■ WHAT IS REQUIRED
Extract every line of the material that holds the string "this".

■ DATA TO PROCESS
════════════════
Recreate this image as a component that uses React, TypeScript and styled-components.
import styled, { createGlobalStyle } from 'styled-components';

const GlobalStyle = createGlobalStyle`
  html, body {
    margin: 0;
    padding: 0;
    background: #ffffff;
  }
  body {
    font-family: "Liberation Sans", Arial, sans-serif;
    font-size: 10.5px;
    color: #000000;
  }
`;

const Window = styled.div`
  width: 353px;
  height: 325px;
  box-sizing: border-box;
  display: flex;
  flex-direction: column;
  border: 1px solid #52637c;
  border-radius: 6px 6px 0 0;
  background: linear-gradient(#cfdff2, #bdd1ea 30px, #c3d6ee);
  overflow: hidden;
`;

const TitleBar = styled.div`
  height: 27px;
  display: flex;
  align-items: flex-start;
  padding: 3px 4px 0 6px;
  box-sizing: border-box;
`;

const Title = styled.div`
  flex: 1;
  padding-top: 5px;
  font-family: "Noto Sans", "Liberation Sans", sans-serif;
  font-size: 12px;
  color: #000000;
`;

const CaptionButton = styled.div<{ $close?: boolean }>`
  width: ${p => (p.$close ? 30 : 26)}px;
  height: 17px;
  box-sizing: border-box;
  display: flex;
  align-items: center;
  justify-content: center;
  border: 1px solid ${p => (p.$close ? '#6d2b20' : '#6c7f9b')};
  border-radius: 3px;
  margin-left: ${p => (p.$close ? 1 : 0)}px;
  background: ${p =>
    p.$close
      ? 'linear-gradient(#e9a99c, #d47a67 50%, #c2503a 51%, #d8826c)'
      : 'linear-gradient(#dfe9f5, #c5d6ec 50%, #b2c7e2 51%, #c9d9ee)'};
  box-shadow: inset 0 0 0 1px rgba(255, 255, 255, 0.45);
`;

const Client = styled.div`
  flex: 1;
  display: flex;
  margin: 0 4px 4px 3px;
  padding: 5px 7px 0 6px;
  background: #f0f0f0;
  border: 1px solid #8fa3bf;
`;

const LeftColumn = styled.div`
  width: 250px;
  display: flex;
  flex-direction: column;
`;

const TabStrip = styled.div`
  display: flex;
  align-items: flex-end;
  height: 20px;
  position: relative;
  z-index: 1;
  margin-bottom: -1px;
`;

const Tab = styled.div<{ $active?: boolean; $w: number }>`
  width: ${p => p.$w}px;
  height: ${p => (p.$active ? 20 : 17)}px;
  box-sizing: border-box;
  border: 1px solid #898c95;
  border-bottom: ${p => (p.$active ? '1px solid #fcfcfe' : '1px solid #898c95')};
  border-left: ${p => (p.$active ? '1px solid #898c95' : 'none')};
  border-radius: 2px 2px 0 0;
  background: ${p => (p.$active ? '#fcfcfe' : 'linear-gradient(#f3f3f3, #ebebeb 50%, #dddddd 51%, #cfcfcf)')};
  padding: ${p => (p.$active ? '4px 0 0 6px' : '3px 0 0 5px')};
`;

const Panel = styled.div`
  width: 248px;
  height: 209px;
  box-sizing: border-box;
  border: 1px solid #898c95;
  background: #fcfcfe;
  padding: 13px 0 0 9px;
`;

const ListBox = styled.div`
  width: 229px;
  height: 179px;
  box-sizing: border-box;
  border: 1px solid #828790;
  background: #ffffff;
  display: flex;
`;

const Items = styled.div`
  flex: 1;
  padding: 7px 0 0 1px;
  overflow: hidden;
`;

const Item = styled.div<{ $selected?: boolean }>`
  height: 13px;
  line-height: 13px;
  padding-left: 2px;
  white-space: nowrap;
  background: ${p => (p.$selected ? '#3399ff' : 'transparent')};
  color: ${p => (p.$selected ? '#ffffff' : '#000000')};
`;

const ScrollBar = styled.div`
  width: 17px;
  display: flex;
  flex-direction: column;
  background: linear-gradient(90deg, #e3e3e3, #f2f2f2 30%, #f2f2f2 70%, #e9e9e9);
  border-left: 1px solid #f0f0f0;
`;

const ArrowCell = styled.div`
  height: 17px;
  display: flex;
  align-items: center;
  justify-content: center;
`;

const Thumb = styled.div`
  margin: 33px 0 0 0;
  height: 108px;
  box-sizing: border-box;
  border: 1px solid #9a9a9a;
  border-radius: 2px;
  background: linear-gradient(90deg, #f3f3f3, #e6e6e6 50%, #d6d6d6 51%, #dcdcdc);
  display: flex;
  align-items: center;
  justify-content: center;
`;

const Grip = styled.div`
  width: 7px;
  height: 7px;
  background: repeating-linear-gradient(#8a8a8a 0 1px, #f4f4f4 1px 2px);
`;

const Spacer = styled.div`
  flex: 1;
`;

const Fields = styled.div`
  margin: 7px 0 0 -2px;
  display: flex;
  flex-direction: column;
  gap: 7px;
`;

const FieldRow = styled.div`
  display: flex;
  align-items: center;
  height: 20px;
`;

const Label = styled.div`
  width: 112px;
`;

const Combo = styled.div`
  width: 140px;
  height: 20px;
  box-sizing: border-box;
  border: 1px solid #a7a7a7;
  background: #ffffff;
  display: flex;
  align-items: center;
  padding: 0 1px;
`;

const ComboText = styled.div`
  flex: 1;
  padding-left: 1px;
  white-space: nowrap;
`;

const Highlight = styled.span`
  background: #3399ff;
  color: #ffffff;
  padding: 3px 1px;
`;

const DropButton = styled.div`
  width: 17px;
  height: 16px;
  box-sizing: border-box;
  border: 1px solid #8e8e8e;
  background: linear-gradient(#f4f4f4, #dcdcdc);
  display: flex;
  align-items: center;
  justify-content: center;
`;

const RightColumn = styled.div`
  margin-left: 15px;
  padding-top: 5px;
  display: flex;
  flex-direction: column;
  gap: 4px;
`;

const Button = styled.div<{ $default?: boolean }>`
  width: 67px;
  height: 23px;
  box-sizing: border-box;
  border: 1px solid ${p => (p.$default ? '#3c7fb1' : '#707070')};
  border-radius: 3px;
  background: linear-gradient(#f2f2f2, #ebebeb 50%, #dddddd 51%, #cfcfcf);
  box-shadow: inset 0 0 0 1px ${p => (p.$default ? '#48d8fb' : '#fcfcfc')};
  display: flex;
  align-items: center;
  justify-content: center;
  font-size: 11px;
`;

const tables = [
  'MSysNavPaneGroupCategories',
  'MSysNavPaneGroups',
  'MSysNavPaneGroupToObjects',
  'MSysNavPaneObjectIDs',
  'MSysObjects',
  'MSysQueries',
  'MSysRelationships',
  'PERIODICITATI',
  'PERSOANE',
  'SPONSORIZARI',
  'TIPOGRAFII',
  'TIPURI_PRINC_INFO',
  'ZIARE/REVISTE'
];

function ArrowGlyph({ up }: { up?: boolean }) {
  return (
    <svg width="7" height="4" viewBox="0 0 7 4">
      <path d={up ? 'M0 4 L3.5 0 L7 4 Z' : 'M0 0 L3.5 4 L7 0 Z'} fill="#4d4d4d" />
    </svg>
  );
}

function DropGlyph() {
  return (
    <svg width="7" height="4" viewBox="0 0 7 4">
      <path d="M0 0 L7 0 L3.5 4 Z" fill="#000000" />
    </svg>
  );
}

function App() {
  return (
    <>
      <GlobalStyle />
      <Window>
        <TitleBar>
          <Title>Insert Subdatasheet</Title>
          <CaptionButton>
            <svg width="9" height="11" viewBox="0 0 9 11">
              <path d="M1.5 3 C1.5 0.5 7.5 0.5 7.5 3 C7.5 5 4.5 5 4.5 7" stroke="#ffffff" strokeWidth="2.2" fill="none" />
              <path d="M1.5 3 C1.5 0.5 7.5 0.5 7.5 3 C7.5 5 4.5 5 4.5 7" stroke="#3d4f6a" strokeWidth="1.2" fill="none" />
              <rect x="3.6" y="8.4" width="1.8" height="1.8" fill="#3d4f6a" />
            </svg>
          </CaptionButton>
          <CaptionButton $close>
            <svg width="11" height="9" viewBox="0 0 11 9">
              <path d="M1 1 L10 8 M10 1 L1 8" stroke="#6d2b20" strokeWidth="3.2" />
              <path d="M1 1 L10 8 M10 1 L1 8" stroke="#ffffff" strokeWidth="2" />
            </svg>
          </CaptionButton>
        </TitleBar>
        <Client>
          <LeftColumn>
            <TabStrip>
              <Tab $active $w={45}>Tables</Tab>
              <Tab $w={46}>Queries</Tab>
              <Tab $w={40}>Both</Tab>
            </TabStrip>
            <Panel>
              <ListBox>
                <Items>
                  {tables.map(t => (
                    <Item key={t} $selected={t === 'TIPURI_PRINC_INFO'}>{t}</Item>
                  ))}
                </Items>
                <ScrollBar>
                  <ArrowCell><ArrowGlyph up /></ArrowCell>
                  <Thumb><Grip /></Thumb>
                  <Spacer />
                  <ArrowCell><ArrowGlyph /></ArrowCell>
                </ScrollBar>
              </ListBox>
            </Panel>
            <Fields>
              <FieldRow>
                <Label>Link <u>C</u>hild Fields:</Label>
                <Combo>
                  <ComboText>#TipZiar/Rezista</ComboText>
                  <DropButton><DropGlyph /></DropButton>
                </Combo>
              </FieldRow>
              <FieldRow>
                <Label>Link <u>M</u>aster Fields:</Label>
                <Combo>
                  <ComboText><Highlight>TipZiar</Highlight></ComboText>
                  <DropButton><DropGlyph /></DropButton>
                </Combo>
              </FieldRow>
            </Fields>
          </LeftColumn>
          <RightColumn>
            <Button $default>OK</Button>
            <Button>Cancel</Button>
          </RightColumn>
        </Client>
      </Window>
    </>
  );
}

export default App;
════════════════
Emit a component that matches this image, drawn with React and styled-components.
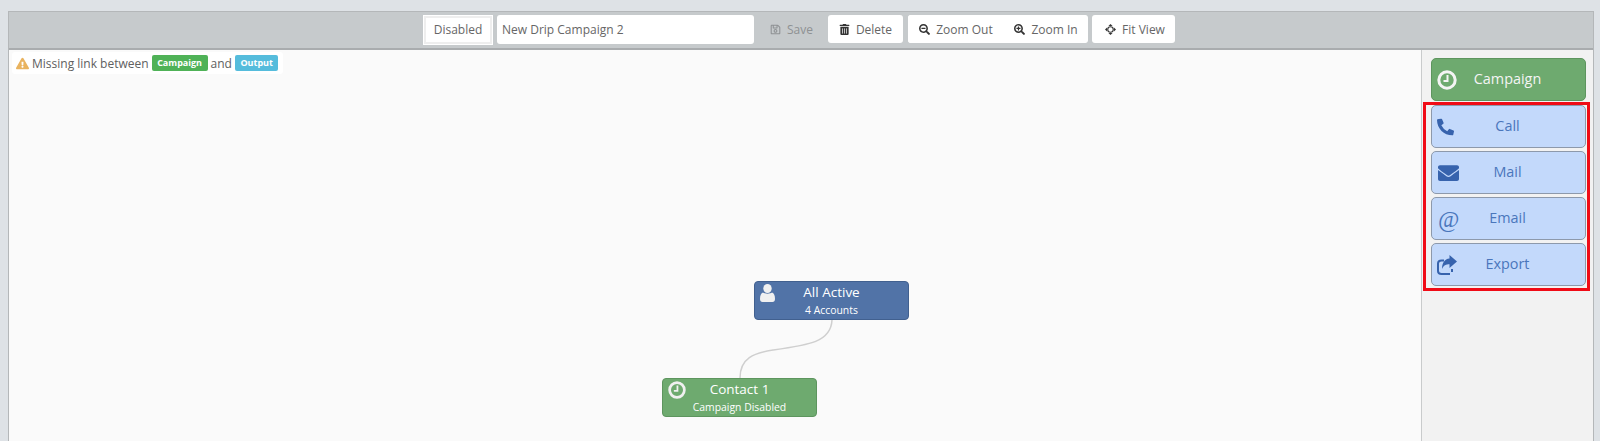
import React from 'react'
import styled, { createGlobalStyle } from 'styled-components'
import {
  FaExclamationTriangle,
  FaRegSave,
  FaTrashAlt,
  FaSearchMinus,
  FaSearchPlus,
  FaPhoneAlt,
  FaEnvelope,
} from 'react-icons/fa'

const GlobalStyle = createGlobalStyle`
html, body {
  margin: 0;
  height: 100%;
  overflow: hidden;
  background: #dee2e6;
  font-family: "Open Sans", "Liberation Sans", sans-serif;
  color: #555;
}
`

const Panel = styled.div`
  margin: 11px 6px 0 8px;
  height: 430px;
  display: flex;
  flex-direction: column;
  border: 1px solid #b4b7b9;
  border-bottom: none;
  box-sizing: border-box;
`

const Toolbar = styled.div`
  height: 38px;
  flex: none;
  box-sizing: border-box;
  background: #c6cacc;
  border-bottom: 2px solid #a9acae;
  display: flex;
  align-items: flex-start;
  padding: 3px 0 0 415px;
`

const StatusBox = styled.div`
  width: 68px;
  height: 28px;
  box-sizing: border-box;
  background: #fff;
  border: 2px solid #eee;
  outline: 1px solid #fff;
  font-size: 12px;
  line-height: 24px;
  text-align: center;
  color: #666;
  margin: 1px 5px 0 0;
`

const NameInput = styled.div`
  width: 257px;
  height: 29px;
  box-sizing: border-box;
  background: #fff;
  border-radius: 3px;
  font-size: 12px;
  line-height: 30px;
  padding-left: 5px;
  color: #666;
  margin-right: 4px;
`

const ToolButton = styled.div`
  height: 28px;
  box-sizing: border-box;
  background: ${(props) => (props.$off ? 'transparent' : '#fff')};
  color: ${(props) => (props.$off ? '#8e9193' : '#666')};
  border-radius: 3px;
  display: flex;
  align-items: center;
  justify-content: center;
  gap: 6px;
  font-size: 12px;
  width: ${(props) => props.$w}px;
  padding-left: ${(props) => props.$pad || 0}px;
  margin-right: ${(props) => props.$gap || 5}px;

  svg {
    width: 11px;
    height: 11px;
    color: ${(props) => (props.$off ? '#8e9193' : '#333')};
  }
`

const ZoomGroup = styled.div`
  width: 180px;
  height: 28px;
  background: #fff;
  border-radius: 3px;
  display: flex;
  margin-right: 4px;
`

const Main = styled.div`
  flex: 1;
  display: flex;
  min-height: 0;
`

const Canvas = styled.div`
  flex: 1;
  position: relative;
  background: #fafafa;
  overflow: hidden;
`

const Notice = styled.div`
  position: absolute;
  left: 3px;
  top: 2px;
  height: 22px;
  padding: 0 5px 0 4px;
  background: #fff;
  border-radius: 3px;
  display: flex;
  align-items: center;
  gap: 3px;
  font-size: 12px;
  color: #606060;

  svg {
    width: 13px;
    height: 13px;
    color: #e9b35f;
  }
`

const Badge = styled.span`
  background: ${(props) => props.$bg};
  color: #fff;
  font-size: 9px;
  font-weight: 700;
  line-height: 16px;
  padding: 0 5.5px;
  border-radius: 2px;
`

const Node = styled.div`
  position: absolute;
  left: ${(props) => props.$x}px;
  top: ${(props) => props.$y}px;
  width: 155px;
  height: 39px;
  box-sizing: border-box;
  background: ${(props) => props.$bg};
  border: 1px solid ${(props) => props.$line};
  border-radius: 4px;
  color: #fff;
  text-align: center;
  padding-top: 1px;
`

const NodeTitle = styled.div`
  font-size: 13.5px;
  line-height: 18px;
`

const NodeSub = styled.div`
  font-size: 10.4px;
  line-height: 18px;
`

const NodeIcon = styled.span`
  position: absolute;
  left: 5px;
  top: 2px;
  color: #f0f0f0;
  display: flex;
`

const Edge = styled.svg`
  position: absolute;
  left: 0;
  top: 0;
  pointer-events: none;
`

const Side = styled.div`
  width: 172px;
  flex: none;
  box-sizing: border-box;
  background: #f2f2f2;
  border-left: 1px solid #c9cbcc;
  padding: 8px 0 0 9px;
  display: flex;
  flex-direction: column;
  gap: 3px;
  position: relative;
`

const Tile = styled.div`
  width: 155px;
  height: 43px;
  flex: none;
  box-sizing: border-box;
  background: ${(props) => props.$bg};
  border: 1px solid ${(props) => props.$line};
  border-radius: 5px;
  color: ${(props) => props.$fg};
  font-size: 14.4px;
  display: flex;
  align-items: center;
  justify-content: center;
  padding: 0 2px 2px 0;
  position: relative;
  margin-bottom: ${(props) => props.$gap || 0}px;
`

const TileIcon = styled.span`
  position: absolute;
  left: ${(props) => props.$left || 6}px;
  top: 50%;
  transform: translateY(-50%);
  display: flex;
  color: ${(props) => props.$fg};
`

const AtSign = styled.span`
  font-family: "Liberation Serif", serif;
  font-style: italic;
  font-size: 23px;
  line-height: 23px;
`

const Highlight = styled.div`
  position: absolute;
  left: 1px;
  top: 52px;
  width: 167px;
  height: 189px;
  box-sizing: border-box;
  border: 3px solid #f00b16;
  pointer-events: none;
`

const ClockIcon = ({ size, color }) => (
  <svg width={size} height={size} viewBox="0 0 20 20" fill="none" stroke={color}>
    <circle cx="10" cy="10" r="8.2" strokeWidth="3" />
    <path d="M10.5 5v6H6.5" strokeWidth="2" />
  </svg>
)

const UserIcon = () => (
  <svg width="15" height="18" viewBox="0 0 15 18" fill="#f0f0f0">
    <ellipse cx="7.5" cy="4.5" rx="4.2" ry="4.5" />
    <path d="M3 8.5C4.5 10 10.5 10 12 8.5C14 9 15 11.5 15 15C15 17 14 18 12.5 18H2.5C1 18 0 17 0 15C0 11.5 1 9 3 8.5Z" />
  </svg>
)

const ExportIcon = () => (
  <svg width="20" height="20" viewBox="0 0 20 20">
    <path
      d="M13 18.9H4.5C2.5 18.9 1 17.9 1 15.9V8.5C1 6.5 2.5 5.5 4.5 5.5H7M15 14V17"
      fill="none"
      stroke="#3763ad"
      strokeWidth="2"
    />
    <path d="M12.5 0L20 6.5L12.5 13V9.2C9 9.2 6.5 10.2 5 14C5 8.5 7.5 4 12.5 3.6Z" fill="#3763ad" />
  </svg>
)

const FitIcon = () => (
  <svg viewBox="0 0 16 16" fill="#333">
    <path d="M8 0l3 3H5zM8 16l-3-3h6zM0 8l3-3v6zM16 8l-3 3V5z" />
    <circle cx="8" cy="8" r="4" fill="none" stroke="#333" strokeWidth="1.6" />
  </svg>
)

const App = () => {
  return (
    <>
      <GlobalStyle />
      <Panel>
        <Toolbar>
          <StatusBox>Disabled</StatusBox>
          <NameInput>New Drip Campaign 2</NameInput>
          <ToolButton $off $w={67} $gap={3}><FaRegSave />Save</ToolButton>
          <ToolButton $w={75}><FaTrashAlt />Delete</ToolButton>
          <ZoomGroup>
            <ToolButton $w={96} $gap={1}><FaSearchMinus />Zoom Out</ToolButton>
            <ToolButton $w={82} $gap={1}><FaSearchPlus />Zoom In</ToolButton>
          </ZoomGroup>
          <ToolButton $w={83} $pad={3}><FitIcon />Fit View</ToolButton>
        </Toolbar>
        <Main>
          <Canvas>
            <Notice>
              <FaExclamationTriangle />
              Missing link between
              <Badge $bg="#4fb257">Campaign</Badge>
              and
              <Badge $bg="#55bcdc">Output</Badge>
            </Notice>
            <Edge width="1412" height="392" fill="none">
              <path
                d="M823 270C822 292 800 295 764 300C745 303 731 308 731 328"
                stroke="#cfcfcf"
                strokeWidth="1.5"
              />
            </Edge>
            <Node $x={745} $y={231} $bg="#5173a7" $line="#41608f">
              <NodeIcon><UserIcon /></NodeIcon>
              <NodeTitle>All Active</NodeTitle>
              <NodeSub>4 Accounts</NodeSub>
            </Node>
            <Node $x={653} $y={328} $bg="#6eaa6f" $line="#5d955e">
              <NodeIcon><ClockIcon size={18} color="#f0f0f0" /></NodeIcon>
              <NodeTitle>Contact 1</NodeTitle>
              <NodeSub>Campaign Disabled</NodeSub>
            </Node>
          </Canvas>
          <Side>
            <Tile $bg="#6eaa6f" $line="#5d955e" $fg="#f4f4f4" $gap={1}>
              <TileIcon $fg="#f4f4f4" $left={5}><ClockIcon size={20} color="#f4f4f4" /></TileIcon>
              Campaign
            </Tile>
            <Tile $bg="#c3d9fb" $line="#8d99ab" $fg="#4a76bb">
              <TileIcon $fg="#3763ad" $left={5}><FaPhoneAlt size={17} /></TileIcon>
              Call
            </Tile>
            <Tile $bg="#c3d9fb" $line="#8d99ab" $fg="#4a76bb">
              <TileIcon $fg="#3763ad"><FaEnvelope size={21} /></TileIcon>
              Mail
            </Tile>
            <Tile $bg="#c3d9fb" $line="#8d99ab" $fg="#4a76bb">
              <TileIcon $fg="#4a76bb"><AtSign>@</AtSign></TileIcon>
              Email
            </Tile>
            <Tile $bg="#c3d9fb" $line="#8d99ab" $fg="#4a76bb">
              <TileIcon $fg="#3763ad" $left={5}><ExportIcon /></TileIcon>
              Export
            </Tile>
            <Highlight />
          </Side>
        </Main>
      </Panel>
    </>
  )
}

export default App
════════════════
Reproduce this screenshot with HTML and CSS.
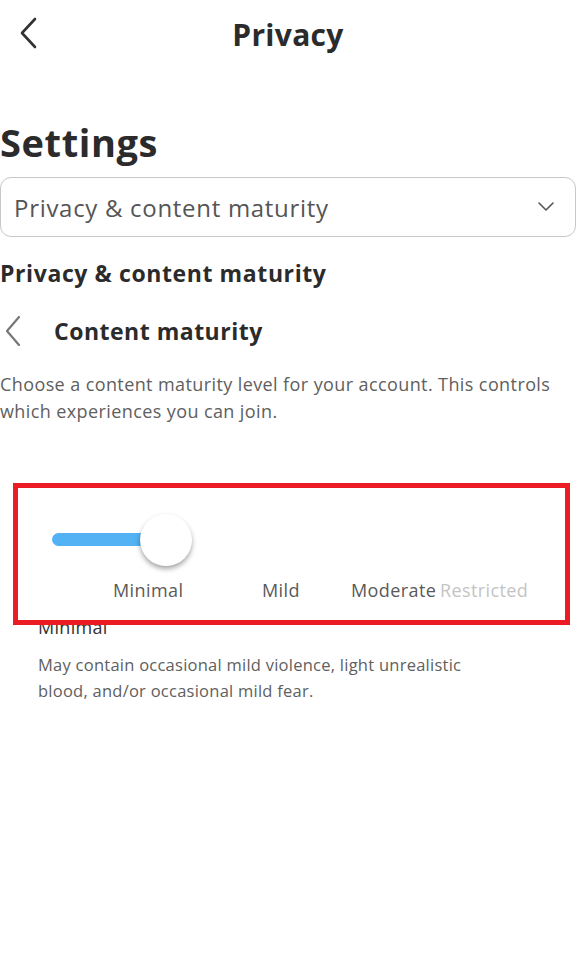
════════════════
■ TASK ANSWER
Recreate this image as a component that uses React, TypeScript and styled-components.
Emit a component that matches this image, drawn with React and styled-components.
Reproduce this screenshot with HTML and CSS.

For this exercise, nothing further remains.